Women & Power by Mary Beard
Women & Power by Mary Beard
Review by Rose Sinclair
Mary Beard’s Women & Power is an adaptation of two lectures given in 2014 and 2017. The slim volume deserves its accolades as an instant classic for its timelessness and timeliness. Though, as she herself points out, ‘turning lectures into permanent print can be a tricky business’ Beard makes her case rigorously whilst retaining the intimacy and humour of the original lectures.
Early on Beard refers to a Punch cartoon, which she revisits throughout the book. In the cartoon a man responds to a woman making a suggestion in the boardroom with: ‘That’s an excellent suggestion, Miss Triggs. Perhaps one of the men would like to make it.’ It is an experience shared by many of us, far from limited to the boardroom, and it goes right to the heart of her project.
Beard wishes to go beyond the fact of women’s underrepresentation in the spheres of power and public speech to shed light on how those spaces that act to exclude women are defined. She writes: ‘Classical traditions have provided us with a powerful template for thinking about public speech, and for deciding what counts as good oratory or bad, persuasive or not, and whose speech is to be given space to be heard.’
We all recognize that compelling speech relies as much on its delivery as its contents. Beard builds a picture of the manifold ways in which the qualities of an authoritative voice embedded in our culture, language and history, are inherently male. In fact, she contends ‘our mental, cultural template for a powerful person remains absolutely male.’ Beard illustrates this with a Google image search for ‘cartoon professor UK’, of the first hundred, only Professor Holly from Pokémon Farm is female.

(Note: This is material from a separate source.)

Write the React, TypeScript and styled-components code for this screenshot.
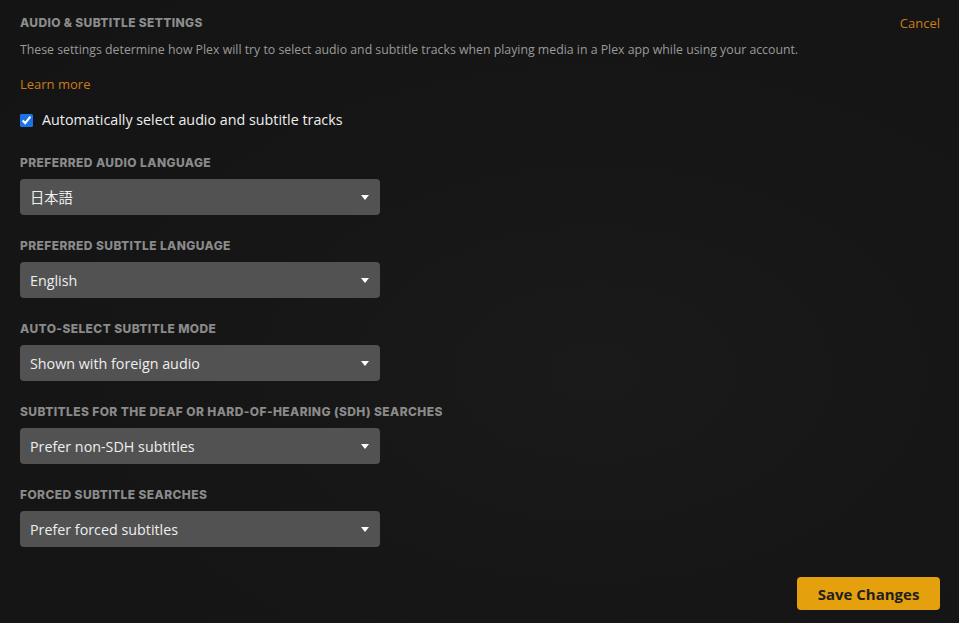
import React from "react";
import styled, { createGlobalStyle } from "styled-components";

const Global = createGlobalStyle`
  html, body { margin: 0; padding: 0; background: #151515; }
  body { font-family: "Open Sans", "Noto Sans", sans-serif; }
  * { box-sizing: border-box; }
`;

const Page = styled.div`
  width: 959px;
  height: 623px;
  background: radial-gradient(ellipse at 62% 60%, #1a1a1a 0%, #161616 45%, #141414 100%);
  padding: 14px 19px 0 20px;
  display: flex;
  flex-direction: column;
`;

const Header = styled.div`
  display: flex;
  justify-content: space-between;
  align-items: flex-start;
`;

const Title = styled.h1`
  margin: 1px 0 0;
  font-family: "Inter", "Open Sans", sans-serif;
  font-weight: 800;
  font-size: 12px;
  line-height: 16px;
  letter-spacing: 0.35px;
  color: #8c8c8c;
  text-transform: uppercase;
`;

const Cancel = styled.a`
  font-size: 13px;
  line-height: 18px;
  color: #cc7b19;
  cursor: pointer;
`;

const Description = styled.p`
  margin: 9px 0 0;
  font-size: 12.3px;
  line-height: 18px;
  color: #9a9a9a;
`;

const LearnMore = styled.a`
  display: block;
  margin-top: 16px;
  font-size: 13px;
  line-height: 18px;
  color: #cc7b19;
`;

const CheckRow = styled.label`
  display: flex;
  align-items: center;
  gap: 9px;
  margin-top: 17px;
  font-size: 14.3px;
  line-height: 20px;
  color: #eeeeee;
`;

const Checkbox = styled.input`
  width: 13px;
  height: 13px;
  margin: 0;
  accent-color: #1a73e8;
`;

const Field = styled.div<{ $first?: boolean }>`
  margin-top: ${(p) => (p.$first ? "25px" : "23px")};
  display: flex;
  flex-direction: column;
  gap: 8px;
`;

const Label = styled.div`
  font-family: "Inter", "Open Sans", sans-serif;
  font-weight: 800;
  font-size: 12px;
  line-height: 16px;
  letter-spacing: 0.4px;
  color: #8a8a8a;
  text-transform: uppercase;
`;

const SelectWrap = styled.div`
  position: relative;
  width: 360px;
  height: 36px;
`;

const Select = styled.select`
  appearance: none;
  width: 100%;
  height: 100%;
  border: none;
  border-radius: 4px;
  background: #525252;
  color: #eeeeee;
  font-family: "Open Sans", "Noto Sans CJK JP", sans-serif;
  font-size: 14.3px;
  padding: 0 30px 0 10px;
  outline: none;
`;

const Caret = styled.svg`
  position: absolute;
  right: 11px;
  top: 16px;
  pointer-events: none;
`;

const Footer = styled.div`
  display: flex;
  justify-content: flex-end;
  margin-top: 30px;
`;

const SaveButton = styled.button`
  width: 143px;
  height: 33px;
  border: none;
  border-radius: 4px;
  background: #e5a00d;
  color: #1f1f1f;
  font-family: "Open Sans", sans-serif;
  font-weight: 700;
  font-size: 15px;
  cursor: pointer;
`;

const fields = [
  { label: "Preferred Audio Language", value: "日本語" },
  { label: "Preferred Subtitle Language", value: "English" },
  { label: "Auto-Select Subtitle Mode", value: "Shown with foreign audio" },
  { label: "Subtitles for the Deaf or Hard-of-Hearing (SDH) Searches", value: "Prefer non-SDH subtitles" },
  { label: "Forced Subtitle Searches", value: "Prefer forced subtitles" },
];

export default function App() {
  return (
    <>
      <Global />
      <Page>
        <Header>
          <Title>Audio &amp; Subtitle Settings</Title>
          <Cancel>Cancel</Cancel>
        </Header>
        <Description>
          These settings determine how Plex will try to select audio and subtitle tracks when playing media in a Plex app while using your account.
        </Description>
        <LearnMore>Learn more</LearnMore>
        <CheckRow>
          <Checkbox type="checkbox" defaultChecked />
          Automatically select audio and subtitle tracks
        </CheckRow>
        {fields.map((f, i) => (
          <Field key={f.label} $first={i === 0}>
            <Label>{f.label}</Label>
            <SelectWrap>
              <Select defaultValue={f.value}>
                <option value={f.value}>{f.value}</option>
              </Select>
              <Caret width="8" height="5" viewBox="0 0 8 5">
                <path d="M0 0 H8 L4 5 Z" fill="#ffffff" />
              </Caret>
            </SelectWrap>
          </Field>
        ))}
        <Footer>
          <SaveButton>Save Changes</SaveButton>
        </Footer>
      </Page>
    </>
  );
}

Beard recognizes that the freedom to speak is only half the story; the efficacy of speech depends very much on how it is heard, and whether it is heard at all. What is in contention here is not the freedom to speak but the world those words are spoken into and the power of our cultural heritage to determine how they are received.
One response to this environment has been to emulate the archetypes of power and authority taking what Beard calls the ‘androgyne’ route, ‘consciously aping aspects of male rhetoric’. This, she argues is an imperfect solution that leaves women outside of the structures of power. Beard’s recommendation is ‘some old fashioned consciousness-raising about what we mean by ‘the voice of authority’ and how we’ve come to construct it.’ Rather than push woman shaped pegs into man shaped holes ‘we should be thinking more about the fault-lines that underlie dominant male discourse.’
So what of Miss Triggs? Beard deals mostly with public speech and power in the main body of the book, the sort only very few will possess. In the final pages however, she turns to the question of women, both as a class and as individuals desiring to be heard and taken seriously, to feel empowered within their own day-to-day lives. She identifies the problem simply: ‘You cannot easily fit women into a structure that is coded as male.’ And the solution? ‘You have to change the structure.’